[TASK GOAL]
Where a line holds the string "React", return that line.
================
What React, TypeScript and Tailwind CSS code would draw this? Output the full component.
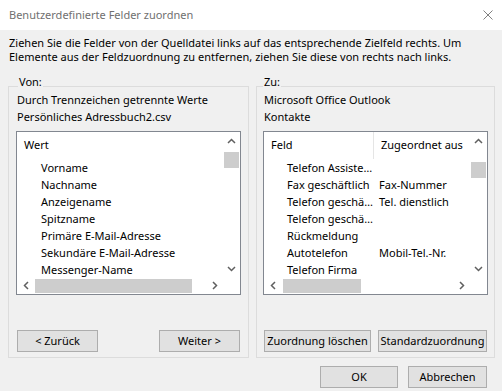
import React from "react";

const Up = () => (
  <svg width="9" height="6" viewBox="0 0 9 6"><path d="M1 5 L4.5 1.5 L8 5" fill="none" stroke="#606060" strokeWidth="1.5" /></svg>
);
const Down = () => (
  <svg width="9" height="6" viewBox="0 0 9 6"><path d="M1 1 L4.5 4.5 L8 1" fill="none" stroke="#606060" strokeWidth="1.5" /></svg>
);
const Left = () => (
  <svg width="6" height="9" viewBox="0 0 6 9"><path d="M5 1 L1.5 4.5 L5 8" fill="none" stroke="#606060" strokeWidth="1.5" /></svg>
);
const Right = () => (
  <svg width="6" height="9" viewBox="0 0 6 9"><path d="M1 1 L4.5 4.5 L1 8" fill="none" stroke="#606060" strokeWidth="1.5" /></svg>
);

function Btn({ children, className = "" }: { children: React.ReactNode; className?: string }) {
  return (
    <button className={`h-[22px] bg-[#e1e1e1] border border-[#adadad] text-black whitespace-nowrap flex items-center justify-center ${className}`}>
      {children}
    </button>
  );
}

function ListBox({
  children,
  vThumbTop,
  hThumbLeft,
  hThumbWidth,
}: {
  children: React.ReactNode;
  vThumbTop: number;
  hThumbLeft: number;
  hThumbWidth: number;
}) {
  return (
    <div className="w-[225px] h-[164px] border border-[#828790] bg-white flex flex-col">
      <div className="flex h-[145px]">
        <div className="flex-1 overflow-hidden">{children}</div>
        <div className="w-[17px] flex flex-col items-center">
          <div className="h-[17px] flex items-center justify-center"><Up /></div>
          <div className="w-[15px] h-[16px] bg-[#cdcdcd]" style={{ marginTop: vThumbTop }} />
          <div className="mt-auto h-[17px] flex items-center justify-center"><Down /></div>
        </div>
      </div>
      <div className="flex h-[17px]">
        <div className="flex-1 flex items-center">
          <div className="w-[17px] h-full flex items-center justify-center"><Left /></div>
          <div className="h-[14px] bg-[#cdcdcd]" style={{ marginLeft: hThumbLeft, width: hThumbWidth }} />
          <div className="ml-auto w-[17px] h-full flex items-center justify-center"><Right /></div>
        </div>
        <div className="w-[17px]" />
      </div>
    </div>
  );
}

const sourceFields = [
  "Vorname",
  "Nachname",
  "Anzeigename",
  "Spitzname",
  "Primäre E-Mail-Adresse",
  "Sekundäre E-Mail-Adresse",
  "Messenger-Name",
];

const targetFields: [string, string][] = [
  ["Telefon Assistent", ""],
  ["Fax geschäftlich", "Fax-Nummer"],
  ["Telefon geschäftlich", "Tel. dienstlich"],
  ["Telefon geschäftlich 2", ""],
  ["Rückmeldung", ""],
  ["Autotelefon", "Mobil-Tel.-Nr."],
  ["Telefon Firma", ""],
];

export default function App() {
  return (
    <div className="w-[502px] h-[391px] bg-[#f0f0f0] text-[11px] text-black font-['Noto_Sans',sans-serif] overflow-hidden">
      {/* Title bar */}
      <div className="h-[30px] bg-white flex items-center justify-between pl-[9px] pr-[9px]">
        <span className="text-[#707070]">Benutzerdefinierte Felder zuordnen</span>
        <svg width="10" height="10" viewBox="0 0 10 10">
          <path d="M0.5 0.5 L9.5 9.5 M9.5 0.5 L0.5 9.5" stroke="#808080" strokeWidth="1" />
        </svg>
      </div>

      <div className="px-[9px] pt-[6px] leading-[14px] whitespace-nowrap">
        <p>Ziehen Sie die Felder von der Quelldatei links auf das entsprechende Zielfeld rechts. Um</p>
        <p>Elemente aus der Feldzuordnung zu entfernen, ziehen Sie diese von rechts nach links.</p>
      </div>

      <div className="flex gap-[7px] pl-[8px] mt-[11px]">
        {/* Von */}
        <fieldset className="w-[241px] border border-[#dcdcdc] pl-[7px] pr-[7px] pb-[5px]">
          <legend className="ml-[2px] px-[1px] leading-[14px] pb-[8px]">Von:</legend>
          <div className="-mt-[6px] pl-[1px] leading-[17px]">
            <div>Durch Trennzeichen getrennte Werte</div>
            <div>Persönliches Adressbuch2.csv</div>
          </div>
          <div className="mt-[6px]">
            <ListBox vThumbTop={3} hThumbLeft={1} hThumbWidth={157}>
              <div className="h-[27px] flex items-center pl-[7px]">Wert</div>
              {sourceFields.map((f) => (
                <div key={f} className="h-[17px] leading-[17px] pl-[24px] whitespace-nowrap">
                  {f}
                </div>
              ))}
            </ListBox>
          </div>
          <div className="mt-[35px] flex justify-between px-[1px]">
            <Btn className="w-[81px]">&lt; Zurück</Btn>
            <Btn className="w-[81px]">Weiter &gt;</Btn>
          </div>
        </fieldset>

        {/* Zu */}
        <fieldset className="w-[239px] border border-[#dcdcdc] pl-[6px] pr-[6px] pb-[5px]">
          <legend className="ml-[0px] px-[1px] leading-[14px] pb-[8px]">Zu:</legend>
          <div className="-mt-[6px] pl-[1px] leading-[17px]">
            <div>Microsoft Office Outlook</div>
            <div>Kontakte</div>
          </div>
          <div className="mt-[6px]">
            <ListBox vThumbTop={13} hThumbLeft={2} hThumbWidth={78}>
              <div className="h-[27px] flex items-center">
                <div className="w-[110px] h-full flex items-center pl-[7px] border-r border-[#e5e5e5]">Feld</div>
                <div className="pl-[7px] whitespace-nowrap">Zugeordnet aus</div>
              </div>
              {targetFields.map(([a, b]) => (
                <div key={a} className="h-[17px] leading-[17px] flex whitespace-nowrap">
                  <div className="w-[110px] pl-[23px] pr-[1px] truncate">{a}</div>
                  <div className="pl-[5px]">{b}</div>
                </div>
              ))}
            </ListBox>
          </div>
          <div className="mt-[35px] flex gap-[7px] pl-[1px]">
            <Btn className="w-[107px]">Zuordnung löschen</Btn>
            <Btn className="w-[109px]">Standardzuordnung</Btn>
          </div>
        </fieldset>
      </div>

      <div className="flex justify-end gap-[10px] pr-[15px] mt-[8px]">
        <Btn className="w-[78px]">OK</Btn>
        <Btn className="w-[79px]">Abbrechen</Btn>
      </div>
    </div>
  );
}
================
[RESPONSE BELOW]
What React, TypeScript and Tailwind CSS code would draw this? Output the full component.
import React from "react";
function Btn({ children, className = "" }: { children: React.ReactNode; className?: string }) {
  children: React.ReactNode;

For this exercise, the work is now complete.